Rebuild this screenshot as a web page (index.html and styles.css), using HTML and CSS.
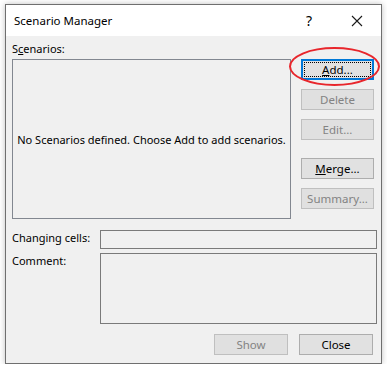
FILE: index.html
```html
<!DOCTYPE html>
<html lang="en">
<head>
    <meta charset="UTF-8">
    <meta name="viewport" content="width=device-width, initial-scale=1.0">
    <title>Scenario Manager</title>
    <link rel="stylesheet" href="styles.css">
</head>
<body>
    <div class="dialog">
        <div class="titlebar">
            <span class="title">Scenario Manager</span>
            <span class="help">?</span>
            <span class="close-x">
                <svg width="12" height="12" viewBox="0 0 12 12">
                    <path d="M1 1 L11 11 M11 1 L1 11" stroke="#1a1a1a" stroke-width="1.1" fill="none"/>
                </svg>
            </span>
        </div>
        <div class="content">
            <div class="list-label">S<u>c</u>enarios:</div>
            <div class="main">
                <div class="listbox">No Scenarios defined. Choose Add to add scenarios.</div>
                <div class="side-buttons">
                    <div class="add-wrap">
                        <button class="btn btn-focus"><span class="focus-rect"><u>A</u>dd...</span></button>
                        <div class="highlight"></div>
                    </div>
                    <button class="btn" disabled>Delete</button>
                    <button class="btn" disabled>Edit...</button>
                    <button class="btn btn-gap"><u>M</u>erge...</button>
                    <button class="btn" disabled>Summary...</button>
                </div>
            </div>
            <div class="field-row">
                <label>Changing cells:</label>
                <div class="textbox"></div>
            </div>
            <div class="field-row">
                <label>Comment:</label>
                <div class="textbox textbox-tall"></div>
            </div>
            <div class="footer">
                <button class="btn" disabled>Show</button>
                <button class="btn">Close</button>
            </div>
        </div>
    </div>
</body>
</html>
```

FILE: styles.css
```css
body {
    margin: 0;
    background-color: #ffffff;
    font-family: "Noto Sans", "Open Sans", sans-serif;
    font-size: 11px;
    color: #000;
}
.dialog {
    margin: 4px 0 0 5px;
    width: 375px;
    height: 358px;
    border: 1px solid #6f6f6f;
    background-color: #f0f0f0;
    box-shadow: 0 0 6px rgba(0, 0, 0, 0.25);
}
.titlebar {
    height: 31px;
    background-color: #ffffff;
    display: flex;
    align-items: center;
    font-size: 11.5px;
}
.title {
    padding-left: 8px;
    flex: 1;
}
.help {
    width: 12px;
    margin-right: 33px;
    font-size: 14px;
}
.close-x {
    display: flex;
    margin-right: 18px;
}
.content {
    padding: 5px 4px 0 6px;
}
.list-label {
    height: 18px;
    line-height: 16px;
}
.main {
    display: flex;
}
.listbox {
    width: 277px;
    height: 158px;
    border: 1px solid #828790;
    display: flex;
    align-items: center;
    justify-content: center;
    white-space: nowrap;
}
.side-buttons {
    display: flex;
    flex-direction: column;
    margin-left: 10px;
    gap: 9px;
}
.btn {
    width: 73px;
    height: 21px;
    padding: 0;
    border: 1px solid #adadad;
    background-color: #e1e1e1;
    font-family: inherit;
    font-size: 11.5px;
    color: #000;
}
.btn:disabled {
    border-color: #bfbfbf;
    background-color: #e0e0e0;
    color: #838383;
}
.btn-gap {
    margin-top: 9px;
}
.btn-focus {
    border: 2px solid #0078d7;
    display: flex;
    align-items: stretch;
    padding: 1px;
}
.focus-rect {
    flex: 1;
    border: 1px dotted #000;
    display: flex;
    align-items: center;
    justify-content: center;
}
.add-wrap {
    position: relative;
}
.highlight {
    position: absolute;
    left: -12px;
    top: -12px;
    width: 87px;
    height: 35px;
    border: 2px solid #e8262c;
    border-radius: 50%;
}
.field-row {
    display: flex;
    margin-top: 11px;
}
.field-row + .field-row {
    margin-top: 4px;
}
.field-row label {
    width: 88px;
    line-height: 16px;
}
.textbox {
    width: 276px;
    height: 17px;
    border: 1px solid #7a7a7a;
}
.textbox-tall {
    height: 69px;
}
.footer {
    display: flex;
    justify-content: flex-end;
    gap: 11px;
    margin-top: 10px;
    padding-right: 4px;
}
.footer .btn {
    width: 74px;
}
```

→ **What is expected**: Print out the whole of the material word for word, without pictures.

→ **Task result**:
Rebuild this screenshot as a web page (index.html and styles.css), using HTML and CSS.
FILE: index.html
```html
<!DOCTYPE html>
<html lang="en">
<head>
    <meta charset="UTF-8">
    <meta name="viewport" content="width=device-width, initial-scale=1.0">
    <title>Scenario Manager</title>
    <link rel="stylesheet" href="styles.css">
</head>
<body>
    <div class="dialog">
        <div class="titlebar">
            <span class="title">Scenario Manager</span>
            <span class="help">?</span>
            <span class="close-x">
                <svg width="12" height="12" viewBox="0 0 12 12">
                    <path d="M1 1 L11 11 M11 1 L1 11" stroke="#1a1a1a" stroke-width="1.1" fill="none"/>
                </svg>
            </span>
        </div>
        <div class="content">
            <div class="list-label">S<u>c</u>enarios:</div>
            <div class="main">
                <div class="listbox">No Scenarios defined. Choose Add to add scenarios.</div>
                <div class="side-buttons">
                    <div class="add-wrap">
                        <button class="btn btn-focus"><span class="focus-rect"><u>A</u>dd...</span></button>
                        <div class="highlight"></div>
                    </div>
                    <button class="btn" disabled>Delete</button>
                    <button class="btn" disabled>Edit...</button>
                    <button class="btn btn-gap"><u>M</u>erge...</button>
                    <button class="btn" disabled>Summary...</button>
                </div>
            </div>
            <div class="field-row">
                <label>Changing cells:</label>
                <div class="textbox"></div>
            </div>
            <div class="field-row">
                <label>Comment:</label>
                <div class="textbox textbox-tall"></div>
            </div>
            <div class="footer">
                <button class="btn" disabled>Show</button>
                <button class="btn">Close</button>
            </div>
        </div>
    </div>
</body>
</html>
```

FILE: styles.css
```css
body {
    margin: 0;
    background-color: #ffffff;
    font-family: "Noto Sans", "Open Sans", sans-serif;
    font-size: 11px;
    color: #000;
}
.dialog {
    margin: 4px 0 0 5px;
    width: 375px;
    height: 358px;
    border: 1px solid #6f6f6f;
    background-color: #f0f0f0;
    box-shadow: 0 0 6px rgba(0, 0, 0, 0.25);
}
.titlebar {
    height: 31px;
    background-color: #ffffff;
    display: flex;
    align-items: center;
    font-size: 11.5px;
}
.title {
    padding-left: 8px;
    flex: 1;
}
.help {
    width: 12px;
    margin-right: 33px;
    font-size: 14px;
}
.close-x {
    display: flex;
    margin-right: 18px;
}
.content {
    padding: 5px 4px 0 6px;
}
.list-label {
    height: 18px;
    line-height: 16px;
}
.main {
    display: flex;
}
.listbox {
    width: 277px;
    height: 158px;
    border: 1px solid #828790;
    display: flex;
    align-items: center;
    justify-content: center;
    white-space: nowrap;
}
.side-buttons {
    display: flex;
    flex-direction: column;
    margin-left: 10px;
    gap: 9px;
}
.btn {
    width: 73px;
    height: 21px;
    padding: 0;
    border: 1px solid #adadad;
    background-color: #e1e1e1;
    font-family: inherit;
    font-size: 11.5px;
    color: #000;
}
.btn:disabled {
    border-color: #bfbfbf;
    background-color: #e0e0e0;
    color: #838383;
}
.btn-gap {
    margin-top: 9px;
}
.btn-focus {
    border: 2px solid #0078d7;
    display: flex;
    align-items: stretch;
    padding: 1px;
}
.focus-rect {
    flex: 1;
    border: 1px dotted #000;
    display: flex;
    align-items: center;
    justify-content: center;
}
.add-wrap {
    position: relative;
}
.highlight {
    position: absolute;
    left: -12px;
    top: -12px;
    width: 87px;
    height: 35px;
    border: 2px solid #e8262c;
    border-radius: 50%;
}
.field-row {
    display: flex;
    margin-top: 11px;
}
.field-row + .field-row {
    margin-top: 4px;
}
.field-row label {
    width: 88px;
    line-height: 16px;
}
.textbox {
    width: 276px;
    height: 17px;
    border: 1px solid #7a7a7a;
}
.textbox-tall {
    height: 69px;
}
.footer {
    display: flex;
    justify-content: flex-end;
    gap: 11px;
    margin-top: 10px;
    padding-right: 4px;
}
.footer .btn {
    width: 74px;
}
```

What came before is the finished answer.